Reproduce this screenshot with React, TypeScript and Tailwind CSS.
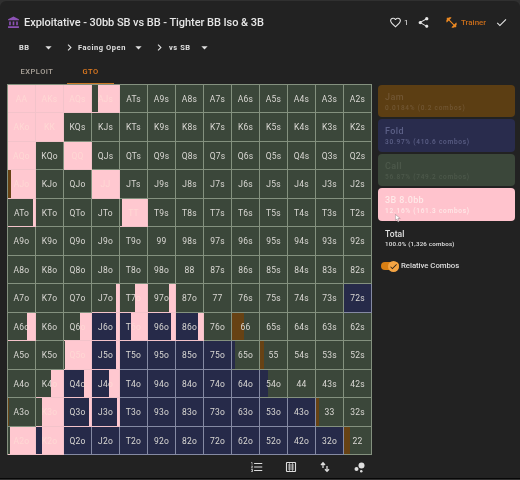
import {
  MdAccountBalance,
  MdArrowDropDown,
  MdBubbleChart,
  MdCheck,
  MdChevronRight,
  MdFavoriteBorder,
  MdFitnessCenter,
  MdFormatListNumbered,
  MdShare,
} from 'react-icons/md';

type Action = 'call' | 'fold' | 'raise' | 'jam';
type Segment = [Action, number];

const RANKS = 'AKQJT98765432'.split('');

const actionClass: Record<Action, string> = {
  call: 'bg-[#3b473a]',
  fold: 'bg-[#262a49]',
  raise: 'bg-[#ffc8d0]',
  jam: 'bg-[#674214]',
};

const pure = (a: Action): Segment[] => [[a, 100]];
const mix = (a: Action, at: number, b: Action): Segment[] => [[a, at], [b, 100 - at]];

const strategy: Record<string, Segment[]> = {
  AA: pure('raise'), AKs: pure('raise'), AQs: pure('raise'), AJs: mix('call', 23, 'raise'),
  AKo: pure('raise'), KK: pure('raise'), AQo: pure('raise'), QQ: pure('raise'),
  AJo: mix('jam', 12, 'raise'), JJ: pure('raise'),
  ATo: mix('call', 93, 'raise'), TT: mix('call', 8, 'raise'),
  J7o: mix('call', 89, 'raise'), T7o: mix('call', 57, 'raise'), '97o': mix('call', 76, 'raise'),
  '72s': pure('fold'),
  A6o: mix('call', 69, 'raise'), Q6o: mix('call', 60, 'raise'), J6o: mix('fold', 89, 'raise'),
  T6o: mix('fold', 42, 'raise'), '96o': mix('fold', 87, 'raise'), '86o': mix('fold', 82, 'raise'),
  '66': mix('jam', 46, 'call'),
  Q5o: mix('call', 3, 'raise'), J5o: mix('fold', 89, 'raise'), T5o: pure('fold'), '95o': pure('fold'),
  '85o': pure('fold'), '75o': pure('fold'), '65o': mix('fold', 11, 'call'), '55': mix('jam', 14, 'call'),
  K4o: mix('call', 54, 'raise'), Q4o: mix('fold', 75, 'raise'), J4o: mix('fold', 62, 'raise'),
  '54o': mix('fold', 28, 'call'),
  A3o: mix('jam', 3, 'call'), K3o: mix('call', 23, 'raise'), Q3o: mix('fold', 91, 'raise'),
  J3o: mix('fold', 92, 'raise'), '33': mix('jam', 11, 'call'),
  A2o: mix('call', 6, 'raise'), K2o: mix('fold', 22, 'raise'), '22': mix('jam', 22, 'call'),
};

for (const h of ['T4o', '94o', '84o', '74o', '64o', 'T3o', '93o', '83o', '73o', '63o', '53o', '43o',
  'Q2o', 'J2o', 'T2o', '92o', '82o', '72o', '62o', '52o', '42o', '32o']) {
  strategy[h] = pure('fold');
}

function handName(r: number, c: number) {
  if (r === c) return RANKS[r] + RANKS[c];
  return r < c ? RANKS[r] + RANKS[c] + 's' : RANKS[c] + RANKS[r] + 'o';
}

function HandCell({ hand }: { hand: string }) {
  const segments = strategy[hand] ?? pure('call');
  const last = segments[segments.length - 1];
  const line = last[0] === 'raise' ? 'border-[#f3c3ca]' : last[0] === 'fold' ? 'border-[#858aa3]' : 'border-[#84917f]';
  return (
    <div className={`grid border-r border-b ${line}`}>
      <div className="col-start-1 row-start-1 flex">
        {segments.map(([action, width], i) => (
          <div key={i} className={actionClass[action]} style={{ width: `${width}%` }} />
        ))}
      </div>
      {/* Lighten keeps labels quiet wherever they cross a pale raise bar. */}
      <span className="z-10 col-start-1 row-start-1 place-self-center pt-px text-[8.5px] leading-none tracking-[0.2px] text-[#dad8d4] mix-blend-lighten">
        {hand}
      </span>
    </div>
  );
}

function ActionCard({ name, stats, tone }: { name: string; stats: string; tone: string }) {
  return (
    <div className={`flex h-[32.4px] flex-col rounded-[4px] pt-[8px] pl-[7px] ${tone}`}>
      <span className="text-[9px] leading-[9px] font-medium tracking-[0.4px]">{name}</span>
      <span className="mt-[2px] text-[6.5px] leading-[8px] font-medium tracking-[0.75px] whitespace-nowrap">{stats}</span>
    </div>
  );
}

export default function App() {
  return (
    <div className="h-[480px] w-[520px] overflow-hidden bg-[#303030] pt-px font-['Roboto','Liberation_Sans',sans-serif]">
      <div className="flex h-[478px] flex-col rounded-t-[6px] border-b border-[#080808] bg-[#222222]">
        <header className="flex h-[42px] shrink-0 items-center pt-px pl-[7px] text-[#e6e6e6]">
          <MdAccountBalance className="size-[13px] text-[#8c52b5]" />
          <h1 className="ml-1 w-[365px] text-[11px] leading-none font-medium tracking-[-0.05px] whitespace-nowrap">
            Exploitative - 30bb SB vs BB - Tighter BB Iso &amp; 3B
          </h1>
          <MdFavoriteBorder className="size-[13px]" />
          <span className="ml-[2px] w-[13px] text-[8px]">1</span>
          <MdShare className="size-[13px]" />
          <MdFitnessCenter className="ml-[15px] size-[13px] text-[#ee8a22]" />
          <span className="ml-[3px] w-[34px] text-[8px] font-medium text-[#c96d1b]">Trainer</span>
          <MdCheck className="size-[13px]" />
        </header>

        <nav className="flex h-[9px] shrink-0 items-center text-[7.5px] font-bold tracking-[0.55px] text-[#e0e0e0]">
          <span className="ml-[19px] w-[22px]">BB</span>
          <MdArrowDropDown className="size-[15px]" />
          <MdChevronRight className="ml-[7px] size-[13px]" />
          <span className="ml-[2px] w-[53px] whitespace-nowrap">Facing Open</span>
          <MdArrowDropDown className="size-[15px]" />
          <MdChevronRight className="ml-[7px] size-[13px]" />
          <span className="ml-[3px] w-[28px] whitespace-nowrap">vs SB</span>
          <MdArrowDropDown className="size-[15px]" />
        </nav>

        <div className="ml-[7px] flex h-8 w-[364px] shrink-0 text-[7.5px] font-medium tracking-[0.5px]">
          <div className="flex w-[60px] justify-center pt-[14px] text-[#aaa39a]">EXPLOIT</div>
          <div className="flex w-[47px] justify-center border-b border-[#cc7926] pt-[14px] text-[#e37c20]">GTO</div>
        </div>

        <main className="flex shrink-0 pl-[7px]">
          <div className="grid h-[371px] w-[365px] grid-cols-13 grid-rows-13 border-t border-l border-[#84917f]">
            {RANKS.flatMap((_, r) => RANKS.map((_, c) => <HandCell key={`${r}-${c}`} hand={handName(r, c)} />))}
          </div>
          <aside className="ml-[6px] flex w-[137px] flex-col gap-[2px] pt-px">
            <ActionCard name="Jam" stats="0.0184% (0.2 combos)" tone="bg-[#5c3e13] text-[#715633]" />
            <ActionCard name="Fold" stats="30.97% (410.6 combos)" tone="bg-[#292c4d] text-[#5c6087]" />
            <ActionCard name="Call" stats="56.87% (749.2 combos)" tone="bg-[#3b473a] text-[#4d594b]" />
            <div className="relative">
              <ActionCard name="3B 8.0bb" stats="12.16% (161.3 combos)" tone="bg-[#ffc3cd] text-[#ffe9e8]" />
              <svg className="absolute top-[26px] left-[17px] h-[9px] w-[6px]" viewBox="0 0 8 11">
                <path d="M.5 0v8l2-2 1.5 4 1.5-.6L4 5.5h3z" fill="#fff" stroke="#8a747b" strokeWidth=".6" />
              </svg>
            </div>
            <div className="flex flex-col pt-[7px] pl-[7px] text-[#e2e2e2]">
              <span className="text-[8.5px] leading-[9px] font-medium tracking-[0.1px]">Total</span>
              <span className="mt-px text-[6.2px] leading-[8px] font-medium tracking-[0.2px]">100.0% (1,326 combos)</span>
            </div>
            <label className="mt-[10px] flex h-[13px] items-center pl-[3px] text-[#dddddd]">
              <span className="flex h-[8px] w-[18px] items-center justify-end rounded-full bg-[#d87f14]">
                <span className="flex size-[11px] shrink-0 items-center justify-center rounded-full bg-[#f4a443]">
                  <MdCheck className="size-[9px] text-[#302418]" />
                </span>
              </span>
              <span className="ml-[2px] text-[7.8px] font-medium tracking-[-0.05px] whitespace-nowrap">Relative Combos</span>
            </label>
          </aside>
        </main>

        <footer className="flex h-[22px] shrink-0 items-center pt-[2px] pl-[250px] text-[#dedede]">
          <MdFormatListNumbered className="size-[14px]" />
          <svg className="ml-[21px] size-3" viewBox="0 0 12 12" fill="none" stroke="currentColor">
            <rect x="1.5" y="1.5" width="9" height="9" rx=".5" strokeWidth="1.1" />
            <path d="M3 4h6M3 6h6M3 8h6" strokeWidth=".8" />
            <path d="M4.5 2v8M7.5 2v8" strokeWidth=".6" />
          </svg>
          <svg className="ml-[22px] size-3" viewBox="0 0 12 12" fill="none" stroke="currentColor" strokeWidth="1.3">
            <path d="M4 7V2M2 4l2-2.2L6 4M8 5v5M6 8.2l2 2.2 2-2.2" />
          </svg>
          <MdBubbleChart className="ml-[21px] size-[15px]" />
        </footer>
      </div>
    </div>
  );
}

•••

» **TASK DESCRIPTION**
Everything from the first line of the listing above through the line that contains "const RANKS = 'AKQJT98765432'.split('');" is to be restated word for word, minus the pictures.

» **ANSWER TO THE EXERCISE**
Reproduce this screenshot with React, TypeScript and Tailwind CSS.
import {
  MdAccountBalance,
  MdArrowDropDown,
  MdBubbleChart,
  MdCheck,
  MdChevronRight,
  MdFavoriteBorder,
  MdFitnessCenter,
  MdFormatListNumbered,
  MdShare,
} from 'react-icons/md';

type Action = 'call' | 'fold' | 'raise' | 'jam';
type Segment = [Action, number];

const RANKS = 'AKQJT98765432'.split('');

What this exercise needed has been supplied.